Il y a lieu de souligner qu’après la révolte des populations de la commune 2, qui inondé les rues d’ordures, le gouverneur a pris le relais de la mairie du district dans le ramassage des ordures. A cette fin, le gouvernorat utilise de vieilles bennes pour la plupart louées à des particuliers. Jusqu’à quand tiendra-t-il le coup ? On ne sait. Pas plus qu’on ne sait quand l’Etat parviendra à mettre en place un dépôt final des ordures. En effet, prévu à Noumoubougou, route de Koulikoro, le dépôt final destiné à accueillir, hors de Bamako, les ordures issues des dépôts de transit des communes n’a jamais pu voir le jour. L’emplacement a paru trop lointain aux bennes qui, depuis belle lurette, préfèrent déverser leur chargement dans le premier champ trouvé, pour peu le propriétaire du champ soit absent. La même méthode de dépôt à la sauvette est prisée par les “spyros” dont les chauffeurs ont, très souvent, maille à partir avec les propriétaires de champs qui n’apprécient pas du tout de voir leurs parterres inondés de déjections humaines…

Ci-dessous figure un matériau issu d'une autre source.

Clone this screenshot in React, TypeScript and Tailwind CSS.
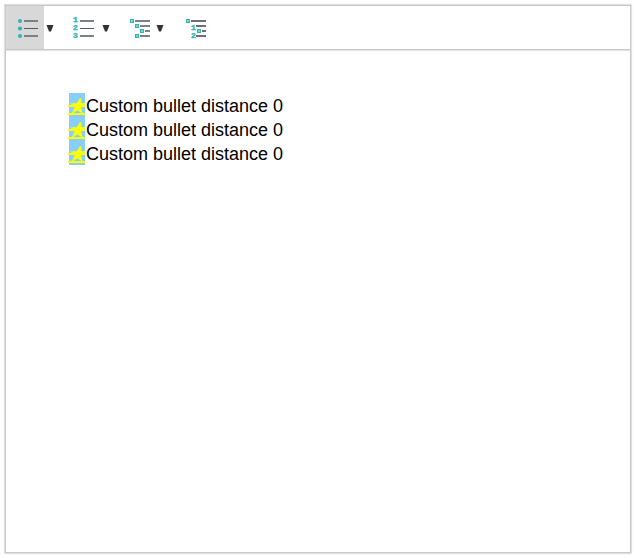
import type { ReactNode } from 'react'
import clsx from 'clsx'

const TEAL = '#35b3b3'
const LINE = '#7b8187'

const items = [
  'Custom bullet distance 0',
  'Custom bullet distance 0',
  'Custom bullet distance 0',
]

function Marker({ x, y }: { x: number; y: number }) {
  return (
    <>
      <rect x={x} y={y} width="4" height="4" fill={TEAL} />
      <rect x={x + 1} y={y + 1} width="2" height="2" fill="#7fd3d3" />
    </>
  )
}

function Line({ x, y, color = LINE }: { x: number; y: number; color?: string }) {
  return <rect x={x} y={y} width={21 - x} height="2" fill={color} />
}

function Digit({ x, y, children }: { x: number; y: number; children: string }) {
  return (
    <text
      x={x}
      y={y}
      fill={TEAL}
      stroke={TEAL}
      strokeWidth="0.4"
      fontSize="8"
      fontWeight="700"
      fontFamily="Liberation Mono, monospace"
    >
      {children}
    </text>
  )
}

function Icon({ children }: { children: ReactNode }) {
  return (
    <svg width="22" height="22" viewBox="0 0 22 22" className="shrink-0 overflow-visible" aria-hidden="true">
      {children}
    </svg>
  )
}

function BulletIcon() {
  return (
    <Icon>
      {[4, 11.5, 19].map((cy) => (
        <circle key={cy} cx="3" cy={cy} r="2.1" fill={TEAL} />
      ))}
      <Line x={7} y={3} />
      <rect x="7" y="11" width="14" height="1" fill="#555b66" />
      <Line x={7} y={18} />
    </Icon>
  )
}

function NumberIcon() {
  return (
    <Icon>
      <Digit x={0} y={5}>1</Digit>
      <Digit x={0} y={13}>2</Digit>
      <Digit x={0} y={21}>3</Digit>
      <Line x={7} y={3} />
      <rect x="7" y="11" width="14" height="1" fill="#555b66" />
      <Line x={7} y={18} />
    </Icon>
  )
}

function MultilevelIcon() {
  return (
    <Icon>
      <Marker x={1} y={2} />
      <Line x={6} y={3} />
      <Marker x={6} y={7} />
      <Line x={11} y={8} />
      <Marker x={11} y={12} />
      <Line x={16} y={13} />
      <Marker x={6} y={17} />
      <Line x={11} y={18} />
    </Icon>
  )
}

function OutlineIcon() {
  return (
    <Icon>
      <Marker x={1} y={2} />
      <Line x={6} y={3} color="#707070" />
      <Digit x={6} y={13}>1</Digit>
      <Line x={11} y={8} color="#707070" />
      <Marker x={12} y={12} />
      <Line x={17} y={13} color="#707070" />
      <Digit x={6} y={21}>2</Digit>
      <Line x={11} y={18} color="#707070" />
    </Icon>
  )
}

// Slanted star with a strike line and an underline
function StarBullet() {
  return (
    <svg
      width="16"
      height="24"
      viewBox="0 0 16 24"
      className="shrink-0 overflow-visible bg-[#87cefa]"
      aria-hidden="true"
    >
      <path
        d="M11.5 5L12 10.5H16L11.5 14L13 20L8.5 17L3.5 20L6.2 14.2L2 10.8L8 10.5z"
        fill="#ffff00"
        stroke="#ffff00"
        strokeWidth="0.8"
        strokeLinejoin="round"
      />
      <rect x="-1" y="12" width="17" height="2" fill="#ffff00" />
      <rect x="-1" y="20" width="17" height="2" fill="#ffff00" />
    </svg>
  )
}

function ToolButton({
  label,
  active,
  width = 'w-[38px]',
  children,
}: {
  label: string
  active?: boolean
  width?: string
  children: ReactNode
}) {
  return (
    <button
      type="button"
      aria-label={label}
      aria-pressed={active}
      className={clsx('flex items-center pl-[11px]', width, active && 'bg-[#d8d8d8]')}
    >
      {children}
    </button>
  )
}

function MenuButton({ label, width = 'w-3' }: { label: string; width?: string }) {
  return (
    <button type="button" aria-label={label} className={clsx('flex items-center justify-center', width)}>
      <svg width="8" height="8" viewBox="0 0 8 8" className="shrink-0" aria-hidden="true">
        <path d="M0.5 1h7L5 7.5H3z" fill="#333" />
      </svg>
    </button>
  )
}

export default function App() {
  return (
    <main className="h-screen bg-white pt-[5px] pr-[3px] pb-[5px] pl-[5px] text-black">
      <div className="flex h-full flex-col border border-[#c8c8c8] shadow-[0_0_1px_1px_#e0e0e0]">
        <div
          role="toolbar"
          aria-label="List formatting"
          className="flex h-11 shrink-0 gap-1.5 border-b border-[#c8c8c8] shadow-[0_1px_1px_#e4e4e4]"
        >
          <div className="flex">
            <ToolButton label="Bullets" active>
              <BulletIcon />
            </ToolButton>
            <MenuButton label="Bullet options" />
          </div>
          <div className="flex">
            <ToolButton label="Numbering">
              <NumberIcon />
            </ToolButton>
            <MenuButton label="Numbering options" />
          </div>
          <div className="flex">
            <ToolButton label="Multilevel list" width="w-[34px]">
              <MultilevelIcon />
            </ToolButton>
            <MenuButton label="Multilevel list options" width="w-4" />
          </div>
          <ToolButton label="Outline list">
            <OutlineIcon />
          </ToolButton>
        </div>

        <ul className="flex-1 px-[63px] pt-[43px] font-['Liberation_Sans',Arial,sans-serif] text-[18px] leading-[22px]">
          {items.map((item, i) => (
            <li key={i} className="flex">
              <StarBullet />
              <span className="pt-0.5 pl-px">{item}</span>
            </li>
          ))}
        </ul>
      </div>
    </main>
  )
}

Commune très problématique
Si le scandale a éclaté en commune 2, c’est parce que non seulement elle est l’une des plus peuplées de Bamako, mais qu’en outre, elle abrite les unités économiques de production les plus polluantes. Là se trouvent, par exemple, trois grands marchés – le marché de Médina Coura, le marché “Dossolo Traoré”, le marché “Dabanani” -, dont les occupants laissent volontiers leurs ordures sur place. Sans compter les nombreuses entreprises de la zone industrielle qui produisent déchets sur déchets. “Tous ces marchés et industries paient leurs taxes à la mairie du district qui, en contrepartie, doit exécuter ses missions d’assainissement”, note un technicien.

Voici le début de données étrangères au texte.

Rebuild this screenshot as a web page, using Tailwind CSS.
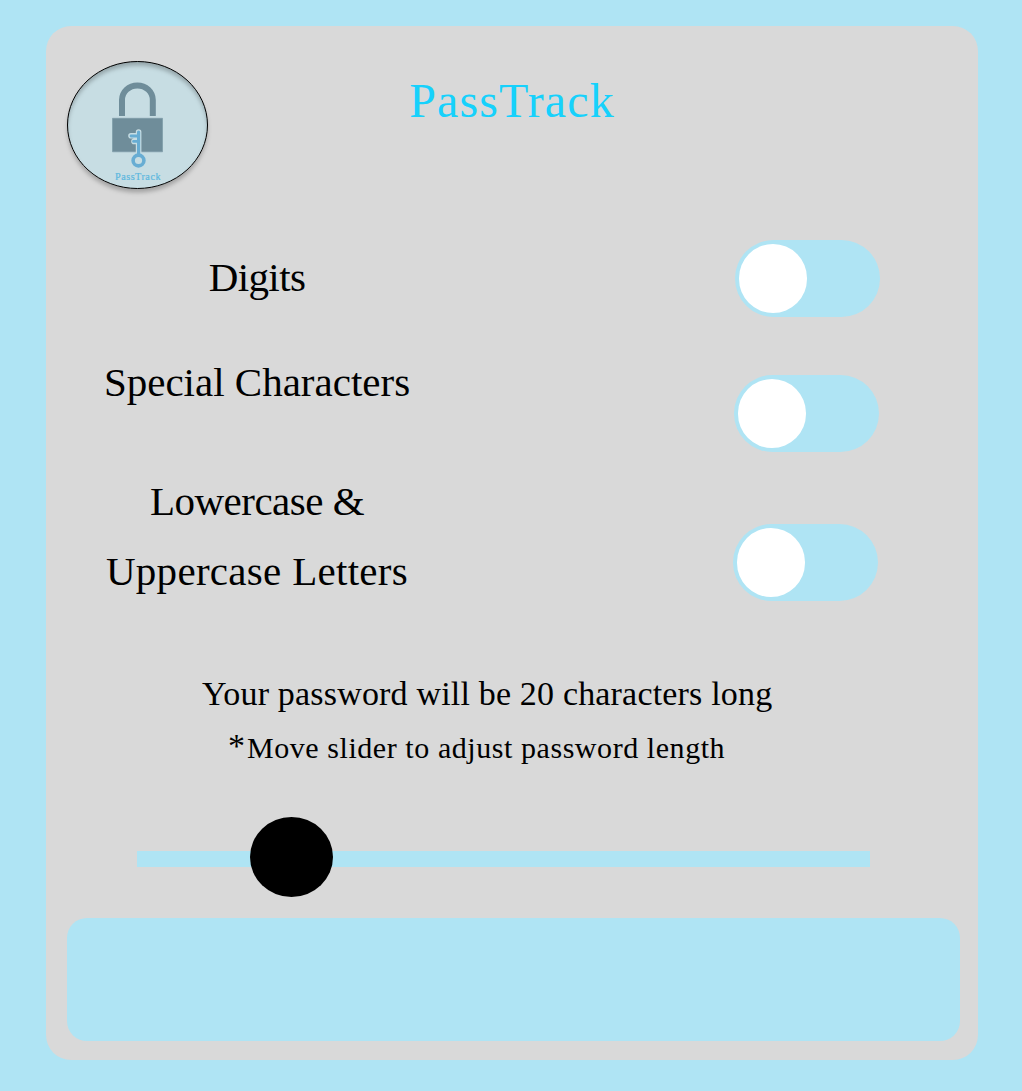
<!DOCTYPE html>
<html lang="en">
<head>
<meta charset="utf-8">
<title>PassTrack</title>
<script src="https://cdn.jsdelivr.net/npm/@tailwindcss/browser@4"></script>
</head>
<body class="bg-[#afe4f4] font-['Liberation_Serif',serif] text-black">
<div class="h-[1091px] w-[1022px] overflow-hidden pt-[26px] pl-[46px]">
  <main class="flex h-[1034px] w-[932px] flex-col rounded-[25px] bg-[#d9d9d9]">
    <header class="relative flex h-[214px] shrink-0 justify-center pt-[41px]">
      <svg class="absolute top-[30px] left-[14px]" width="156" height="146" viewBox="60 56 156 146">
        <defs>
          <filter id="shadow" x="-20%" y="-20%" width="140%" height="140%"><feDropShadow dx="0" dy="4" stdDeviation="2" flood-color="#000" flood-opacity=".25"/></filter>
          <filter id="blur"><feGaussianBlur stdDeviation="2"/></filter>
          <clipPath id="badge"><ellipse cx="137.5" cy="125" rx="70" ry="63.5"/></clipPath>
        </defs>
        <ellipse cx="137.5" cy="125" rx="70" ry="63.5" fill="#c7dde3" filter="url(#shadow)"/>
        <g clip-path="url(#badge)"><path d="M55 50h165v150H55zM67.500 129a70 63.500 0 0 0 140 0a70 63.500 0 0 0-140 0z" fill="#000" fill-opacity=".25" fill-rule="evenodd" filter="url(#blur)"/></g>
        <ellipse cx="137.500" cy="125" rx="70" ry="63.500" fill="none" stroke="#000"/>
        <path d="M122 116v-16a15.300 14.500 0 0 1 30.800 0V116" fill="none" stroke="#6f8d9a" stroke-width="6"/>
        <path d="M112.500 118.300h50v33.500h-50z" fill="#6f8d9a" stroke="#7d9ba8" stroke-width=".7"/>
        <g fill="none" stroke-linecap="round">
          <g stroke="#c7dde3" stroke-width="6"><path d="M138.600 154v-22M138.500 135.800h-7.500M138.500 141.400h-4.500" stroke-width="5.600"/><circle cx="138.500" cy="160.500" r="5"/></g>
          <g stroke="#68add3"><path d="M138.600 155v-23" stroke-width="3.200"/><path d="M138 136h-7M138 141.400h-4.500" stroke-width="2.800"/><circle cx="138.500" cy="160.500" r="5.400" stroke-width="3.600"/></g>
        </g>
        <text x="115" y="180" font-size="10.200" textLength="45.500" fill="#5cb8df" stroke="#5cb8df" stroke-width=".2">PassTrack</text>
      </svg>
      <h1 class="text-[48px] leading-[68px] tracking-[1.1px] text-[#16d1fc]">PassTrack</h1>
    </header>

    <section class="flex h-[424px] shrink-0">
      <div class="flex w-[422px] flex-col text-center text-[41px] leading-[70px] whitespace-nowrap">
        <p class="mt-[2px] tracking-[-0.6px]">Digits</p>
        <p class="mt-[35px]">Special Characters</p>
        <p class="mt-[49px]"><span class="tracking-[-0.5px]">Lowercase &amp;</span><br><span class="tracking-[0.3px]">Uppercase Letters</span></p>
      </div>
      <div class="ml-[265px] flex flex-col">
        <button aria-label="Digits" class="ml-[2px] h-[77px] w-[145px] rounded-full bg-[#afe4f4] pb-px pl-[4px]"><span class="block h-[69px] w-[68px] rounded-full bg-white"></span></button>
        <button aria-label="Special characters" class="mt-[58px] ml-px h-[77px] w-[145px] rounded-full bg-[#afe4f4] pb-px pl-[4px]"><span class="block h-[69px] w-[68px] rounded-full bg-white"></span></button>
        <button aria-label="Letters" class="mt-[72px] h-[77px] w-[145px] rounded-full bg-[#afe4f4] pl-[4px]"><span class="block h-[69px] w-[68px] rounded-full bg-white"></span></button>
      </div>
    </section>

    <section class="h-[153px] shrink-0 whitespace-nowrap">
      <p class="ml-[156px] pt-px text-[34px] leading-[58px] tracking-[0.18px]">Your password will be 20 characters long</p>
      <p class="ml-[182px] flex text-[30px] leading-[50px]"><span class="-mt-[2px] w-[19px] text-[34px]">*</span><span class="tracking-[0.56px]">Move slider to adjust password length</span></p>
    </section>

    <div class="relative ml-[91px] flex h-[80px] w-[733px] shrink-0 items-center">
      <div class="mt-[4px] h-[16px] w-full bg-[#afe4f4]"></div>
      <div class="absolute top-0 left-[113px] h-[80px] w-[83px] rounded-[50%] bg-black"></div>
    </div>

    <div class="mt-[21px] ml-[21px] h-[123px] w-[893px] shrink-0 rounded-[20px] bg-[#afe4f4]"></div>
  </main>
</div>
</body>
</html>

Pour ne rien arranger, un incivisme criant règne en commune 2 dee Bamako. 90% des toilettes locales sont directement connectées aux caniveaux publics, en violation des règles d’urbanisme et d’hygiène, notamment de la loi 01-020 en vigueur depuis 1992. Chaque fois qu’on a voulu détruire ces installations illicites, il s’est trouvé une autorité pour différer la chose sous des prétextes fallacieux.
Pistes de réflexion
Pour résoudre la question des ordures, il a été suggeré aux autorités la création d’une Direction de la Proprété, service étatique qui remplacerait la voirie et qui se verrait dotée des moyens financiers et matériels nécessaires. Mais, rétorquent les adversaires du projet, pourquoi créer un nouveau service alors que la voirie pourrait obtenir de bons résultats avec un meilleur équipement ?
Odeurs toxiques
Le fléau des ordures s’étend suite à l’inefficacité de l’Agence Nationale de Gestion et d’Epurement des Eaux Usées. Ce service public percoit de l’argent des entreprises privées, notamment au “Sans-Fil” et dans la zone industrielle, dans le but affiché d’épurer les eaux usées en provenance des usines. Cependant, la mairie de la commune 2 est régulièrement assaillie de gens qui se plaignent de l’odeur nauséabonde qui se dégage des stations dites d’épuration. Les chefs traditionnels des deux quartiers ont même saisi, sous la Transition, le ministre Tiémoko Sangaré, ministre de l’assanissement, du problème. En vain. La mairie de la commune 2 a, sur le même sujet, récemment écrit à la Direction Nationale de l’Assainissement et du Contrôle des Nuissances et Pollutions (DNACPN), lettre dont le ministre de tutelle, celui de de l’assainissement, fut ampliataire. En vain. En fait, le produit chimique propre à vaincre les émanations et odeurs toxiques coûte cher (300. 000 FCFA par pulvérisation), ce qui explique pourquoi l’Agence ne semble pas très régulière dans son administration. Du coup, les populations n’excluent pas de s’en prendre aux stations d’épuration, source de leurs maux. Or, si lesdites stations étaient détruites, il s’ensuivrait une pollution immédiate et gigantesque à l’échelle de toute la capitale!